Now, given a function \(f\in E_n\) how do we find a function \(g\) that is “close” to \(f\), but not in \(E_n\)? That is actually somewhat delicate, and is dealt with in the following lemma:
Lemma: Given \(f\in C[0,1]\), \(n\in\mathbb{N}\), and \(\varepsilon > 0\), there exists a piecewise linear function \(g\) with only finitely many linear pieces such that each linear piece has slope \(\pm 2n\) and \(\|g-f\|_{u} < \varepsilon\).
Proof: Since \(f\) is uniformly continuous, there exists a \(\delta\) such that for any \(x,y\in[0,1]\), if \(|x-y|< \delta\), then \(|f(x)-f(y)|<\varepsilon/2\). Choose \(m\in\mathbb{N}\) such that \(m > 1/\delta\). On the interval \([0,1/m]\), define \(g\) as follows: define the first linear piece of \(g\) by setting \(g(0) = f(0)\) and giving it slope \(2n\) on the interval \([0,\varepsilon/2n]\). On the interval \([\varepsilon/2n, 2\varepsilon/2n]\), let \(g\) have slope \(-2n\). Continue in the manner until the linear piece that intersects a line of slope \(\pm 2n\) through the point \((1/m,f(1/m))\) is constructed, and take \(g\) to be equal to that linear function from the point of intersection to \(1/m\).
Continue this procedure for each interval of the form \((k/m,(k+1)/m\) for \(k=1,2,\ldots,m-1\). That is, set \(g(k/m) = f(k/m)\) and construct a sawtooth function on the given interval with slope \(\pm 2n\). We claim that \(g\) is a function of the type desired.
We first note that \(g\) is piecewise linear, with each piece having slope \(\pm 2n\)—this is explicit in the construction.
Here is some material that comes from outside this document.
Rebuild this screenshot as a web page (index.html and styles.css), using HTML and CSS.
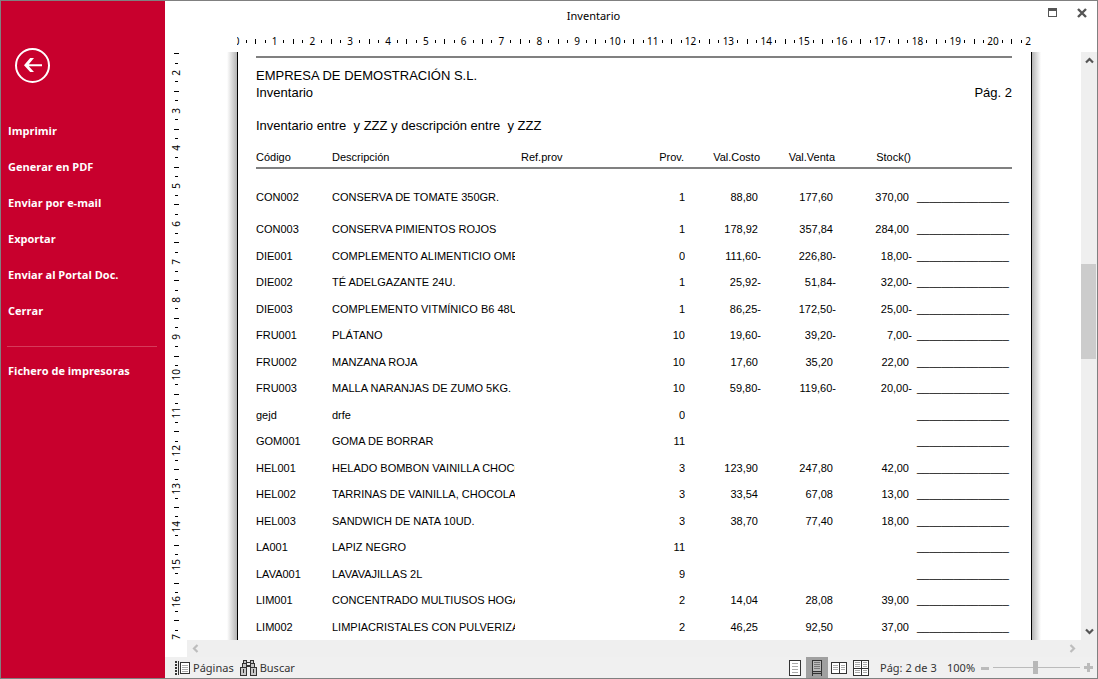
FILE: index.html
```html
<!DOCTYPE html>
<html lang="es">
<head>
<meta charset="utf-8">
<title>Inventario</title>
<link rel="stylesheet" href="styles.css">
</head>
<body>
<div class="window">
  <aside class="sidebar">
    <button class="back" type="button" aria-label="Volver">
      <svg width="36" height="36" viewBox="0 0 36 36"><circle cx="17.5" cy="17.5" r="16.5" fill="none" stroke="#fff" stroke-width="2"/><path d="M9 17.2 L15.2 10 H19 L13.8 16.2 H27 V18.2 H13.8 L19 24 H15.2 Z" fill="#fff"/></svg>
    </button>
    <nav class="menu">
      <a href="#">Imprimir</a>
      <a href="#">Generar en PDF</a>
      <a href="#">Enviar por e-mail</a>
      <a href="#">Exportar</a>
      <a href="#">Enviar al Portal Doc.</a>
      <a href="#">Cerrar</a>
      <hr>
      <a href="#">Fichero de impresoras</a>
    </nav>
  </aside>

  <main class="main">
    <header class="titlebar">
      <h1>Inventario</h1>
      <div class="controls">
        <button type="button" aria-label="Maximizar"><svg width="9" height="9" viewBox="0 0 9 9" shape-rendering="crispEdges"><path d="M0 0h9v9H0zM1 3v5h7V3z" fill="#555" fill-rule="evenodd"/></svg></button>
        <button type="button" aria-label="Cerrar ventana"><svg width="10" height="10" viewBox="0 0 10 10"><path d="M1 1l8 8M9 1L1 9" stroke="#555" stroke-width="2.4"/></svg></button>
      </div>
    </header>

    <div class="hruler">
      <div class="hclip">
        <ol class="scale">
          <li><b>0</b><i></i><i></i><i></i></li><li><b>1</b><i></i><i></i><i></i></li><li><b>2</b><i></i><i></i><i></i></li><li><b>3</b><i></i><i></i><i></i></li><li><b>4</b><i></i><i></i><i></i></li><li><b>5</b><i></i><i></i><i></i></li><li><b>6</b><i></i><i></i><i></i></li><li><b>7</b><i></i><i></i><i></i></li><li><b>8</b><i></i><i></i><i></i></li><li><b>9</b><i></i><i></i><i></i></li><li><b>10</b><i></i><i></i><i></i></li><li><b>11</b><i></i><i></i><i></i></li><li><b>12</b><i></i><i></i><i></i></li><li><b>13</b><i></i><i></i><i></i></li><li><b>14</b><i></i><i></i><i></i></li><li><b>15</b><i></i><i></i><i></i></li><li><b>16</b><i></i><i></i><i></i></li><li><b>17</b><i></i><i></i><i></i></li><li><b>18</b><i></i><i></i><i></i></li><li><b>19</b><i></i><i></i><i></i></li><li><b>20</b><i></i><i></i><i></i></li><li><b>21</b><i></i><i></i><i></i></li>
        </ol>
      </div>
    </div>

    <div class="vruler">
      <ol class="scale vertical">
        <li><b></b><i></i><i></i><i></i></li><li><b>2</b><i></i><i></i><i></i></li><li><b>3</b><i></i><i></i><i></i></li><li><b>4</b><i></i><i></i><i></i></li><li><b>5</b><i></i><i></i><i></i></li><li><b>6</b><i></i><i></i><i></i></li><li><b>7</b><i></i><i></i><i></i></li><li><b>8</b><i></i><i></i><i></i></li><li><b>9</b><i></i><i></i><i></i></li><li><b>10</b><i></i><i></i><i></i></li><li><b>11</b><i></i><i></i><i></i></li><li><b>12</b><i></i><i></i><i></i></li><li><b>13</b><i></i><i></i><i></i></li><li><b>14</b><i></i><i></i><i></i></li><li><b>15</b><i></i><i></i><i></i></li><li><b>16</b><i></i><i></i><i></i></li><li><b>17</b><i></i><i></i><i></i></li>
      </ol>
    </div>

    <section class="viewport">
      <div class="shade left"></div>
      <article class="page">
        <h2>EMPRESA DE DEMOSTRACIÓN S.L.</h2>
        <div class="subhead"><span>Inventario</span><span>Pág. 2</span></div>
        <p class="filter">Inventario entre&nbsp; y ZZZ y descripción entre&nbsp; y ZZZ</p>
        <table>
          <colgroup><col class="c-code"><col class="c-desc"><col class="c-ref"><col class="c-prov"><col class="c-num"><col class="c-sale"><col class="c-num"><col class="c-count"></colgroup>
          <thead>
            <tr><th>Código</th><th>Descripción</th><th class="ref">Ref.prov</th><th class="num">Prov.</th><th class="num">Val.Costo</th><th class="num">Val.Venta</th><th class="num">Stock()</th><th></th></tr>
          </thead>
          <tbody>
            <tr><td>CON002</td><td>CONSERVA DE TOMATE 350GR.</td><td></td><td class="num">1</td><td class="num">88,80&nbsp;</td><td class="num">177,60&nbsp;</td><td class="num">370,00&nbsp;</td><td class="count">_______________</td></tr>
            <tr><td>CON003</td><td>CONSERVA PIMIENTOS ROJOS</td><td></td><td class="num">1</td><td class="num">178,92&nbsp;</td><td class="num">357,84&nbsp;</td><td class="num">284,00&nbsp;</td><td class="count">_______________</td></tr>
            <tr><td>DIE001</td><td>COMPLEMENTO ALIMENTICIO OMEGA</td><td></td><td class="num">0</td><td class="num">111,60-</td><td class="num">226,80-</td><td class="num">18,00-</td><td class="count">_______________</td></tr>
            <tr><td>DIE002</td><td>TÉ ADELGAZANTE 24U.</td><td></td><td class="num">1</td><td class="num">25,92-</td><td class="num">51,84-</td><td class="num">32,00-</td><td class="count">_______________</td></tr>
            <tr><td>DIE003</td><td>COMPLEMENTO VITMÍNICO B6 48U.</td><td></td><td class="num">1</td><td class="num">86,25-</td><td class="num">172,50-</td><td class="num">25,00-</td><td class="count">_______________</td></tr>
            <tr><td>FRU001</td><td>PLÁTANO</td><td></td><td class="num">10</td><td class="num">19,60-</td><td class="num">39,20-</td><td class="num">7,00-</td><td class="count">_______________</td></tr>
            <tr><td>FRU002</td><td>MANZANA ROJA</td><td></td><td class="num">10</td><td class="num">17,60&nbsp;</td><td class="num">35,20&nbsp;</td><td class="num">22,00&nbsp;</td><td class="count">_______________</td></tr>
            <tr><td>FRU003</td><td>MALLA NARANJAS DE ZUMO 5KG.</td><td></td><td class="num">10</td><td class="num">59,80-</td><td class="num">119,60-</td><td class="num">20,00-</td><td class="count">_______________</td></tr>
            <tr><td>gejd</td><td>drfe</td><td></td><td class="num">0</td><td></td><td></td><td></td><td class="count">_______________</td></tr>
            <tr><td>GOM001</td><td>GOMA DE BORRAR</td><td></td><td class="num">11</td><td></td><td></td><td></td><td class="count">_______________</td></tr>
            <tr><td>HEL001</td><td>HELADO BOMBON VAINILLA CHOCO</td><td></td><td class="num">3</td><td class="num">123,90&nbsp;</td><td class="num">247,80&nbsp;</td><td class="num">42,00&nbsp;</td><td class="count">_______________</td></tr>
            <tr><td>HEL002</td><td>TARRINAS DE VAINILLA, CHOCOLATE</td><td></td><td class="num">3</td><td class="num">33,54&nbsp;</td><td class="num">67,08&nbsp;</td><td class="num">13,00&nbsp;</td><td class="count">_______________</td></tr>
            <tr><td>HEL003</td><td>SANDWICH DE NATA 10UD.</td><td></td><td class="num">3</td><td class="num">38,70&nbsp;</td><td class="num">77,40&nbsp;</td><td class="num">18,00&nbsp;</td><td class="count">_______________</td></tr>
            <tr><td>LA001</td><td>LAPIZ NEGRO</td><td></td><td class="num">11</td><td></td><td></td><td></td><td class="count">_______________</td></tr>
            <tr><td>LAVA001</td><td>LAVAVAJILLAS 2L</td><td></td><td class="num">9</td><td></td><td></td><td></td><td class="count">_______________</td></tr>
            <tr><td>LIM001</td><td>CONCENTRADO MULTIUSOS HOGAR</td><td></td><td class="num">2</td><td class="num">14,04&nbsp;</td><td class="num">28,08&nbsp;</td><td class="num">39,00&nbsp;</td><td class="count">_______________</td></tr>
            <tr><td>LIM002</td><td>LIMPIACRISTALES CON PULVERIZADOR</td><td></td><td class="num">2</td><td class="num">46,25&nbsp;</td><td class="num">92,50&nbsp;</td><td class="num">37,00&nbsp;</td><td class="count">_______________</td></tr>
          </tbody>
        </table>
      </article>
      <div class="shade right"></div>
    </section>

    <div class="vscroll">
      <button type="button" aria-label="Subir"><svg width="9" height="7" viewBox="0 0 9 7"><path d="M1 5.5L4.5 2L8 5.5" fill="none" stroke="#555" stroke-width="2.2"/></svg></button>
      <span class="above"></span><span class="thumb"></span><span class="below"></span>
      <button type="button" aria-label="Bajar"><svg width="9" height="7" viewBox="0 0 9 7"><path d="M1 1.5L4.5 5L8 1.5" fill="none" stroke="#555" stroke-width="2.2"/></svg></button>
    </div>

    <div class="hscroll">
      <button type="button" aria-label="Izquierda"><svg width="7" height="9" viewBox="0 0 7 9"><path d="M5.5 1L2 4.5L5.5 8" fill="none" stroke="#bdbdbd" stroke-width="2.2"/></svg></button>
      <button type="button" aria-label="Derecha"><svg width="7" height="9" viewBox="0 0 7 9"><path d="M1.5 1L5 4.5L1.5 8" fill="none" stroke="#bdbdbd" stroke-width="2.2"/></svg></button>
    </div>

    <footer class="status">
      <button class="tool" type="button">
        <svg width="15" height="16" viewBox="0 0 15 16" shape-rendering="crispEdges"><path d="M0 1h2v2H0zM0 4h2v2H0zM0 7h2v2H0zM0 10h2v2H0zM0 13h2v2H0zM3 1h1v14H3z" fill="#333"/><path d="M5.5 2.5h9v11h-9z" fill="#fff" stroke="#333"/><path d="M7 5.5h6M7 7.5h6M7 9.5h6M7 11.5h6" stroke="#aaa"/></svg>
        Páginas
      </button>
      <button class="tool" type="button">
        <svg width="17" height="16" viewBox="0 0 17 16" shape-rendering="crispEdges"><path d="M3.5 .5h3v3h-3zM10.5 .5h3v3h-3zM2.5 3.5h4v4h-4zM10.5 3.5h4v4h-4zM.5 7.5h6v8h-6zM10.5 7.5h6v8h-6z" fill="#c8c8c8" stroke="#333"/><path d="M7 2h3v1H7zM7 5h3v2H7zM3 9h1v4H3zM13 9h1v4h-1z" fill="#333"/></svg>
        Buscar
      </button>
      <div class="views">
        <button type="button" aria-label="Una página"><svg width="12" height="16" viewBox="0 0 12 16" shape-rendering="crispEdges"><path d="M.5.5h11v15H.5z" fill="#fff" stroke="#333"/><path d="M3 3.5h6M3 6.5h6M3 9.5h6M3 12.5h6" stroke="#aaa"/></svg></button>
        <button type="button" class="on" aria-label="Continuo"><svg width="12" height="16" viewBox="0 0 12 16" shape-rendering="crispEdges"><path d="M1.5 .5h9v11h-9z" fill="#bbb" stroke="#333"/><path d="M3 2.5h6M3 4.5h6M3 6.5h6M3 8.5h6" stroke="#777"/><path d="M1 11h10v1H1zM1 12h1v4H1zM10 12h1v4h-1zM2 13h8v1H2z" fill="#333"/></svg></button>
        <button type="button" aria-label="Dos páginas"><svg width="16" height="12" viewBox="0 0 16 12" shape-rendering="crispEdges"><path d="M.5.5h15v11H.5zM8.5 .5v11" fill="#fff" stroke="#333"/><path d="M2 3.5h5M2 5.5h5M2 7.5h5M10 3.5h4M10 5.5h4M10 7.5h4" stroke="#aaa"/></svg></button>
        <button type="button" aria-label="Varias páginas"><svg width="16" height="16" viewBox="0 0 16 16" shape-rendering="crispEdges"><path d="M.5.5h15v15H.5zM8.5 .5v15M.5 8.5h15" fill="#fff" stroke="#333"/><path d="M2 2.5h5M2 4.5h5M2 6.5h5M10 2.5h4M10 4.5h4M10 6.5h4M2 10.5h5M2 12.5h5M10 10.5h4M10 12.5h4" stroke="#aaa"/></svg></button>
      </div>
      <span class="pageno">Pág: 2 de 3</span>
      <label class="zoomlabel" for="zoom">100%</label>
      <button class="step" type="button" aria-label="Alejar"><svg width="8" height="8" viewBox="0 0 8 8" shape-rendering="crispEdges"><path d="M0 3h8v3H0z" fill="#bbb"/></svg></button>
      <input id="zoom" class="zoom" type="range" min="0" max="100" value="49">
      <button class="step" type="button" aria-label="Acercar"><svg width="9" height="9" viewBox="0 0 9 9" shape-rendering="crispEdges"><path d="M0 3h3V0h3v3h3v3H6v3H3V6H0z" fill="#bbb"/></svg></button>
    </footer>
  </main>
</div>
</body>
</html>
```
FILE: styles.css
```css
* { box-sizing: border-box; margin: 0; padding: 0; }

body {
  font-family: "Noto Sans", "Open Sans", sans-serif;
  font-size: 11px;
  color: #000;
  background: #fff;
}

button {
  display: flex;
  align-items: center;
  justify-content: center;
  border: 0;
  background: none;
  font: inherit;
  color: inherit;
}

svg { display: block; flex: none; }
ol { list-style: none; }

.window {
  display: grid;
  grid-template-columns: 164px minmax(0, 1fr);
  grid-template-rows: minmax(0, 1fr);
  height: 100vh;
  border: 1px solid #808080;
  overflow: hidden;
}

/* Sidebar */
.sidebar { background: #c8002d; color: #fff; padding: 47px 8px 0 6px; }
.back { margin: 0 0 29px 8px; }
.menu a {
  display: block;
  padding-left: 1px;
  line-height: 36px;
  font-family: "Open Sans", "Noto Sans", sans-serif;
  font-size: 11px;
  font-weight: 700;
  color: inherit;
  text-decoration: none;
}
.menu hr { height: 1px; margin: 17px 0 6px; border: 0; background: #d63a5a; }

/* Main area */
.main {
  display: grid;
  grid-template-columns: 22px minmax(0, 1fr) 16px;
  grid-template-rows: 29px 22px minmax(0, 1fr) 17px 21px;
}

.titlebar { grid-column: 1 / -1; display: flex; align-items: center; }
.titlebar h1 { flex: 1; text-align: center; font-size: 11px; font-weight: 400; }
.controls { display: flex; width: 75px; padding: 0 5px 6px 0; justify-content: flex-end; }
.controls button { width: 20px; height: 20px; }
.controls button + button { margin-left: 10px; }

/* Rulers */
.hruler { grid-column: 2; display: flex; justify-content: center; }
.hclip { width: 794px; overflow: hidden; }
.scale { display: grid; grid-template-columns: repeat(22, minmax(0, 1fr)); width: 832px; height: 22px; margin-left: -5px; }
.scale li { display: grid; grid-template-columns: repeat(4, minmax(0, 1fr)); justify-items: center; align-items: center; }
.scale b { font-size: 10px; font-weight: 400; line-height: 12px; }
.scale i { width: 1px; height: 3px; background: #000; }
.scale i:nth-of-type(2) { height: 5px; }

.vruler { grid-column: 1; grid-row: 3; overflow: hidden; }
.vertical { grid-template: repeat(17, minmax(0, 1fr)) / 1fr; width: 22px; height: 643px; margin: -22px 0 0; }
.vertical li { grid-template: repeat(4, minmax(0, 1fr)) / 1fr; }
.vertical b { writing-mode: vertical-rl; transform: rotate(180deg); }
.vertical i { width: 3px; height: 1px; }
.vertical i:nth-of-type(2) { width: 5px; height: 1px; }

/* Page preview */
.viewport { grid-column: 2; grid-row: 3; display: flex; justify-content: center; overflow: hidden; }
.shade { flex: none; width: 10px; }
.left { background: linear-gradient(to right, #fff, #b4b4b4); }
.right { width: 9px; background: linear-gradient(to left, #fff, #b4b4b4); }
.page {
  flex: none;
  width: 795px;
  min-height: 100%;
  padding: 4px 19px 0 18px;
  border: solid #000;
  border-width: 0 1px;
  font-family: "Liberation Sans", Arial, sans-serif;
  font-size: 13px;
  line-height: 17px;
}
.page h2 { padding-top: 9px; border-top: 2px solid #808080; font-size: 13px; font-weight: 400; }
.subhead { display: flex; justify-content: space-between; }
.filter { margin-top: 16px; }

table { width: 100%; margin-top: 14px; table-layout: fixed; border-collapse: separate; border-spacing: 0; font-size: 11px; line-height: 18px; }
.c-code, .c-num { width: 76px; }
.c-desc { width: 183px; }
.c-ref { width: 104px; }
.c-prov { width: 66px; }
.c-sale { width: 75px; }
th, td { overflow: hidden; white-space: nowrap; text-align: left; vertical-align: top; font-weight: 400; }
th { height: 21px; border-bottom: 2px solid #808080; }
td { height: 26px; }
tbody tr:nth-child(even) td { height: 27px; }
tbody tr:first-child td { height: 51px; padding-top: 19px; }
.ref { padding-left: 6px; }
th.num, td.num { text-align: right; }
th.num { padding-right: 1px; }
.count { padding-left: 5px; }

/* Scroll bars */
.vscroll { grid-column: 3; grid-row: 3; display: flex; flex-direction: column; background: #efefef; }
.vscroll button { height: 17px; }
.above { flex: 195; }
.thumb { flex: 95; margin-right: 1px; background: #ccc; }
.below { flex: 264; }
.hscroll { grid-column: 2 / -1; display: flex; justify-content: space-between; padding-right: 16px; background: #efefef; }
.hscroll button { width: 17px; }

/* Status bar */
.status { grid-column: 1 / -1; display: flex; align-items: center; padding: 0 4px 0 10px; background: #f0f0f0; color: #333; white-space: nowrap; }
.tool { gap: 3px; margin-right: 6px; }
.views { display: flex; align-self: stretch; margin-left: auto; }
.views button { width: 22px; }
.views .on { background: #a0a0a0; }
.pageno { width: 67px; padding-left: 8px; }
.zoomlabel { width: 42px; padding-left: 8px; }
.zoom { width: 87px; height: 13px; margin: 0 4px; appearance: none; background: linear-gradient(#bbb, #bbb) center / 100% 1px no-repeat; }
.zoom::-webkit-slider-thumb { appearance: none; width: 5px; height: 13px; background: #b8b8b8; }
```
Moreover, there are only finitely many pieces, since the unit interval was broken into \(m\) subintervals, and each subinterval contains only finitely many linear pieces.4This follows from the Archimedean principle—exact bounds on the number of pieces can be computed, but such a computation is tedious and we are, frankly, a bit lazy. Finally, it follows from the choice of \(\delta\) and \(m\), and the triangle inequality that for each \(x\in [0,1]\), we have \[ |g(x) – f(x)| \le \left|g(x) – f\left(\frac{\lfloor mx \rfloor}{m}\right)\right| + \left|f\left(\frac{\lfloor mx \rfloor}{m}\right) – f(x)\right| < \frac{\varepsilon}{2} + \frac{\varepsilon}{2} = \varepsilon. \] Hence \(\|g-f\|_u < \varepsilon\).
Therefore \(g\) is exactly the kind of function that we want, and so the proof is complete.
With the lemma proved, we now have the following: if \(f\in E_n\), then for any \(\varepsilon > 0\), there exists a piecewise linear function \(g\) consisting of finitely many linear pieces each having slope \(\pm 2n\) such that \(\|g-f\|_u < \varepsilon\). But no such \(g\) is in \(E_n\), and so every neighborhood of \(f\) contains functions that are not in \(E_n\). Thus \(E_n\) contains no open sets, and is therefore nowhere dense.
Thus far, we have proved that each \(E_n\) is closed an nowhere dense, thus we are ready to apply Baire’s category theory: since \(C[0,1]\) is residual in itself, it follows that \[ C[0,1] \setminus \bigcup_{n=1}^{\infty} E_n \ne \emptyset. \] But, as noted above, every function that is differentiable anywhere—even if only at a single point—is contained in the union. Therefore \(C[0,1]\) contains at least one (in fact, a residual set of) nowhere differentiable function.